Muitos insistem em dividir o mundo entre amigos e inimigos. Mas os mais vulneráveis não estão interessados em dicotomias simplistas.
O que eles querem é comida farta, trabalho digno e escolas e hospitais públicos de acesso universal e de qualidade.
É um meio ambiente sadio, sem eventos climáticos que ponham em risco sua sobrevivência.
É uma vida de paz, sem armas que vitimam inocentes.
Como disse o presidente Erdogan na Assembleia Geral da ONU, Gaza se tornou “o maior cemitério de crianças e mulheres do mundo”.
Essa insensatez agora se alastra para a Cisjordânia e para o Líbano.
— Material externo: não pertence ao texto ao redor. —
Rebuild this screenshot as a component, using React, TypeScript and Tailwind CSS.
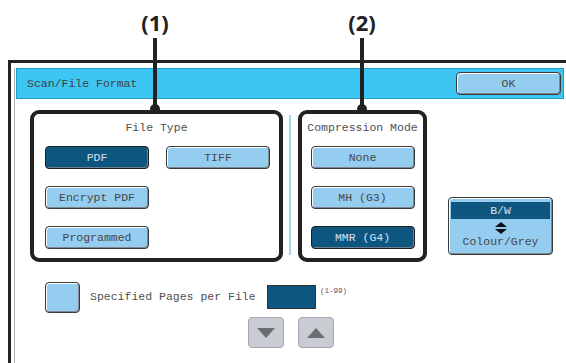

Evitar uma escalada e iniciar negociações de paz também é crucial no conflito entre Ucrânia e Rússia.
No momento em que enfrentamos duas guerras com potencial de se tornarem globais, é fundamental resgatar nossa capacidade de trabalhar juntos em prol de objetivos comuns.
Por isso, o lema da presidência brasileira será “Fortalecendo a Cooperação do Sul Global para uma Governança mais Inclusiva e Sustentável”.
Companheiros, espero vê-los na próxima Cúpula para construir mais um capítulo da nossa história comum.
Muito obrigado presidente Putin e muito obrigado aos companheiros que estão em Kazan.